Newfoundland and Labrador has doubled its yearly capacity to accept newcomers to the province.
Immigration Minister Gerry Byrne made the announcement in the House of Assembly yesterday.
The province’s yearly number of immigration spaces from the federal government has increased from 1,500 last year to over 3,000 this year. Along with the families of newcomers, that represents a capacity of 6,700 newcomers nominated annually.
That’s a change that Byrne has been lobbying for since the fall, when government reached their yearly limit over two months ahead of schedule.
That, he says, resulted in the province processing the applications, and then having to wait until the new year to submit them.

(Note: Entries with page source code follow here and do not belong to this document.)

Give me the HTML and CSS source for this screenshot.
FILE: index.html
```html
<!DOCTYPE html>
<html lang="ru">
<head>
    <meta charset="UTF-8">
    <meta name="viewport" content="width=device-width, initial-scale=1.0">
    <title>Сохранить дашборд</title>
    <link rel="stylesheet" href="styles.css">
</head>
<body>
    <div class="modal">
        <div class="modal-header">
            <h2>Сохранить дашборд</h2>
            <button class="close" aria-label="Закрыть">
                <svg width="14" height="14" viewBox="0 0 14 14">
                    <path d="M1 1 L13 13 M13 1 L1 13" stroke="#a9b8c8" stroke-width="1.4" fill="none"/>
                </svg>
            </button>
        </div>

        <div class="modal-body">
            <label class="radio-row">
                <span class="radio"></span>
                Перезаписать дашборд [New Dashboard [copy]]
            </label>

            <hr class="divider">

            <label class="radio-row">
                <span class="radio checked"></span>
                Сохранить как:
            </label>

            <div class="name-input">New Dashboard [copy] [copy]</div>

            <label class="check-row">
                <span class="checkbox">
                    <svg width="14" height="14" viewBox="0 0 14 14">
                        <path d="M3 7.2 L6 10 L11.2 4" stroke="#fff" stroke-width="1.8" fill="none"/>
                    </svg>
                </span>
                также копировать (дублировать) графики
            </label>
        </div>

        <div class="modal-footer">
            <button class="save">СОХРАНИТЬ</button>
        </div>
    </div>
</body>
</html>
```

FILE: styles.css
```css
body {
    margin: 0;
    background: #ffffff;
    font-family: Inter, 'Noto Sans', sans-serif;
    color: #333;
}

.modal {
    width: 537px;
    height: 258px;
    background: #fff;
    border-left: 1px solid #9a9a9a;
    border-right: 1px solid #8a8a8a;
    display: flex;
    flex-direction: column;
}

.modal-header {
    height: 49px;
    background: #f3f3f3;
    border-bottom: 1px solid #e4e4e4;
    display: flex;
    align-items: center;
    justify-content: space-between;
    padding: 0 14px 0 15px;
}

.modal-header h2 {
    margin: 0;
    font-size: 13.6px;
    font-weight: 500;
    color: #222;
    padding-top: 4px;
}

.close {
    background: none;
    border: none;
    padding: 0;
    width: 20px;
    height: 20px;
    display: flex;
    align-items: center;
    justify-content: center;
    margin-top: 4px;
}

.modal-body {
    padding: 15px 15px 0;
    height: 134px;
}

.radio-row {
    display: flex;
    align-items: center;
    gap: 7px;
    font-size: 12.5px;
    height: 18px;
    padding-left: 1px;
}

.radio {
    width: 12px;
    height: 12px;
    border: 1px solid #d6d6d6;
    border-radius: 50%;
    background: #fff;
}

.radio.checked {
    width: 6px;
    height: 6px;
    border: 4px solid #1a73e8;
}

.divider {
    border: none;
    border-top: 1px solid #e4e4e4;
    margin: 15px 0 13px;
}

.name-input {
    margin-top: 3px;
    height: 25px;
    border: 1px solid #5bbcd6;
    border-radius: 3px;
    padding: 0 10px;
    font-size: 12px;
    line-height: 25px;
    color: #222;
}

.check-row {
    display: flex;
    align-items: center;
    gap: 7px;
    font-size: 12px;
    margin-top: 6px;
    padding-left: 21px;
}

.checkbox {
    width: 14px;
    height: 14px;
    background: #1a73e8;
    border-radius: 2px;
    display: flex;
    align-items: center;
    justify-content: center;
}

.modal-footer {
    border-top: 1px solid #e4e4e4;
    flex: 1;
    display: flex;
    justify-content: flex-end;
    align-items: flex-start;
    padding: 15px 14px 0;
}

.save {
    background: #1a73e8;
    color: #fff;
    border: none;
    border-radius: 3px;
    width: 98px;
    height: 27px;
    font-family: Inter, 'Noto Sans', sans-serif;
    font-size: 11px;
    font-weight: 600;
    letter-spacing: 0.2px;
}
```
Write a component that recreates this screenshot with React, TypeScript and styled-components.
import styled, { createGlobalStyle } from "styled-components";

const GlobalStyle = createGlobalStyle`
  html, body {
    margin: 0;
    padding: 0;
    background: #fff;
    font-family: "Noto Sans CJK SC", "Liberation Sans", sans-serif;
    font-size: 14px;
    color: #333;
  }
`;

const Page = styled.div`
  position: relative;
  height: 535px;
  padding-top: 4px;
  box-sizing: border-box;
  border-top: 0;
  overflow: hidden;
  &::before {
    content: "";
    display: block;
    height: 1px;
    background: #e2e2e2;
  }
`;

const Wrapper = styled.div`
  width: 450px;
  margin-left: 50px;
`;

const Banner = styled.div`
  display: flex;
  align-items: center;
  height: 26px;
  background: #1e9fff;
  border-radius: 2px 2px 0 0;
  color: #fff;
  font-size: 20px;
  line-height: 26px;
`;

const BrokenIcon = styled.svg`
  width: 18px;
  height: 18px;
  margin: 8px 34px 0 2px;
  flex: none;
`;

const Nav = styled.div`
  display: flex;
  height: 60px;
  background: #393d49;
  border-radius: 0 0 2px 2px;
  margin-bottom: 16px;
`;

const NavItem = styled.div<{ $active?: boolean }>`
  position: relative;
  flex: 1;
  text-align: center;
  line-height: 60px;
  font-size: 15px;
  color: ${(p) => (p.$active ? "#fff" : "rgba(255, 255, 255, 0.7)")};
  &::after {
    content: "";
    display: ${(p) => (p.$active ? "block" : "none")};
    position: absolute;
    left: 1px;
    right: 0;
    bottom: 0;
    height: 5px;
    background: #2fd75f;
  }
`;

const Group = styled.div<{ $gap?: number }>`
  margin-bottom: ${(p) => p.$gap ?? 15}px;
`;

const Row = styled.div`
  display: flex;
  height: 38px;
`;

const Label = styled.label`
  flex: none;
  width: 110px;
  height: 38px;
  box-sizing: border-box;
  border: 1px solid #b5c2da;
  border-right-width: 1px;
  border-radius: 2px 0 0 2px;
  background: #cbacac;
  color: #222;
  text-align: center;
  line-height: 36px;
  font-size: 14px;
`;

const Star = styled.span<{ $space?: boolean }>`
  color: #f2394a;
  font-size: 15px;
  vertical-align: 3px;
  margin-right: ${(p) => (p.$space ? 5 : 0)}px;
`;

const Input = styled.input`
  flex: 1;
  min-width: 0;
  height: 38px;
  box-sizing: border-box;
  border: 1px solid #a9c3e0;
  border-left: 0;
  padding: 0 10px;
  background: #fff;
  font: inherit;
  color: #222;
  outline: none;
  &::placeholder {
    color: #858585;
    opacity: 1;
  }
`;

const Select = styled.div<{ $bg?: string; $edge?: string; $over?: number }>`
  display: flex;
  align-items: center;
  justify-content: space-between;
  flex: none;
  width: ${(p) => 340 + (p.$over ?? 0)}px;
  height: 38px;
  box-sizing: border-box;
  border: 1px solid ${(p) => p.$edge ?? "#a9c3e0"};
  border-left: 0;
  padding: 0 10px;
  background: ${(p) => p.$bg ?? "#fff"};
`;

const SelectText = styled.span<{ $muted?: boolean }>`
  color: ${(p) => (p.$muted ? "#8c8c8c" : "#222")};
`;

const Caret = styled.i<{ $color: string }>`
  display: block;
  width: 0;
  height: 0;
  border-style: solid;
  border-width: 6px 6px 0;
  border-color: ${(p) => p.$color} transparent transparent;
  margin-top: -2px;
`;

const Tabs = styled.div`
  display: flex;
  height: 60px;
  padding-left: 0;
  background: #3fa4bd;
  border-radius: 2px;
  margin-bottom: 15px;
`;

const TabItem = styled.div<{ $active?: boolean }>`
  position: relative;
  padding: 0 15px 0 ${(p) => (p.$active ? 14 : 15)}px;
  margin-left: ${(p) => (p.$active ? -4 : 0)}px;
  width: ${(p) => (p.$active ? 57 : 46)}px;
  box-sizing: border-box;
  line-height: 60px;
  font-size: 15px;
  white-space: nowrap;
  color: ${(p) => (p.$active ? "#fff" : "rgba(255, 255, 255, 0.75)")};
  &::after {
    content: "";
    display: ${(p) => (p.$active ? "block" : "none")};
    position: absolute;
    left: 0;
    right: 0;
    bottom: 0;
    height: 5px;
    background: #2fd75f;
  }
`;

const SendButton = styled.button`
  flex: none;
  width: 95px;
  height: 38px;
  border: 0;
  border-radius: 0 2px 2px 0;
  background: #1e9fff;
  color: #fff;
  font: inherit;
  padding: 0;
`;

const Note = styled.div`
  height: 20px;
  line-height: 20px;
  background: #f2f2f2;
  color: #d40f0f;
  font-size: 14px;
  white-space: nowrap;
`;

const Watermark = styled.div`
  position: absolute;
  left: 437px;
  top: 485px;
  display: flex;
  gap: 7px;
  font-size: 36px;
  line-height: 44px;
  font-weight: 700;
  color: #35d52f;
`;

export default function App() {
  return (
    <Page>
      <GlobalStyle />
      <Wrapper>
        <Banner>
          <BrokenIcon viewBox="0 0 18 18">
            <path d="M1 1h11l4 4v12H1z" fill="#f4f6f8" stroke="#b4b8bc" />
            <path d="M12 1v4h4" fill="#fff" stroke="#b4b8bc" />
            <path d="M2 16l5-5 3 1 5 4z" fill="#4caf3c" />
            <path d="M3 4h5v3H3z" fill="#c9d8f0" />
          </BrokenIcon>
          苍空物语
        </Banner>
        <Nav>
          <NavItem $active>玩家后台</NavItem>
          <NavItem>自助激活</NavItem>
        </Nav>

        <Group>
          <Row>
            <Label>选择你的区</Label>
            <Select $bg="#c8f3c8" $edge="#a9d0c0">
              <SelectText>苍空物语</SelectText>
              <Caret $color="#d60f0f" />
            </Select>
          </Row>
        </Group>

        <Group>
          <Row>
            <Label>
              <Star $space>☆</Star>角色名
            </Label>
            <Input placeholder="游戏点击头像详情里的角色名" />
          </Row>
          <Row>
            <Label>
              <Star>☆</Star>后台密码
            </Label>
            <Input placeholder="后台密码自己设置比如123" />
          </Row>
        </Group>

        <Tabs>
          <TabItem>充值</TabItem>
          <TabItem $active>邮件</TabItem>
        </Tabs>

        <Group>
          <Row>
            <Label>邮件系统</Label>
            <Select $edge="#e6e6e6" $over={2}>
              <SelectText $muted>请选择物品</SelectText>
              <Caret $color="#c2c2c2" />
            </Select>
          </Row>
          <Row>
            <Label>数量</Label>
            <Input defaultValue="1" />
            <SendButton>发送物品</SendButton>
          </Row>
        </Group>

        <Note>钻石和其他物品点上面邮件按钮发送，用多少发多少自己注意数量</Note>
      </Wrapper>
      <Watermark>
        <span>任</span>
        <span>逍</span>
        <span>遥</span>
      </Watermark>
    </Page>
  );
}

Byrne says January saw the largest number of applications forwarded to Ottawa by the province in history.
He says they don’t anticipate that situation happening again now that their capacity has doubled.
While the province’s opposition parties funadmentally have no problem with government bringing in more refugees, they are raising concerns over supports for them once they get here.

PC MHA Joedy Wall
PC MHA Joedy Wall, and NDP Leader Jim Dinn points to many of the same issues surrounding things like supports for workers to help get them employed in their fields, and proper educational resources for newcomer students in the system.
Without the proper supports, Wall says new families will leave the province to go elsewhere, and having the proper programs in place is important to keeping people here. Likewise, Dinn says bringing people into the province is the easy part, but then comes the responsibility on government to make sure they can live their best lives.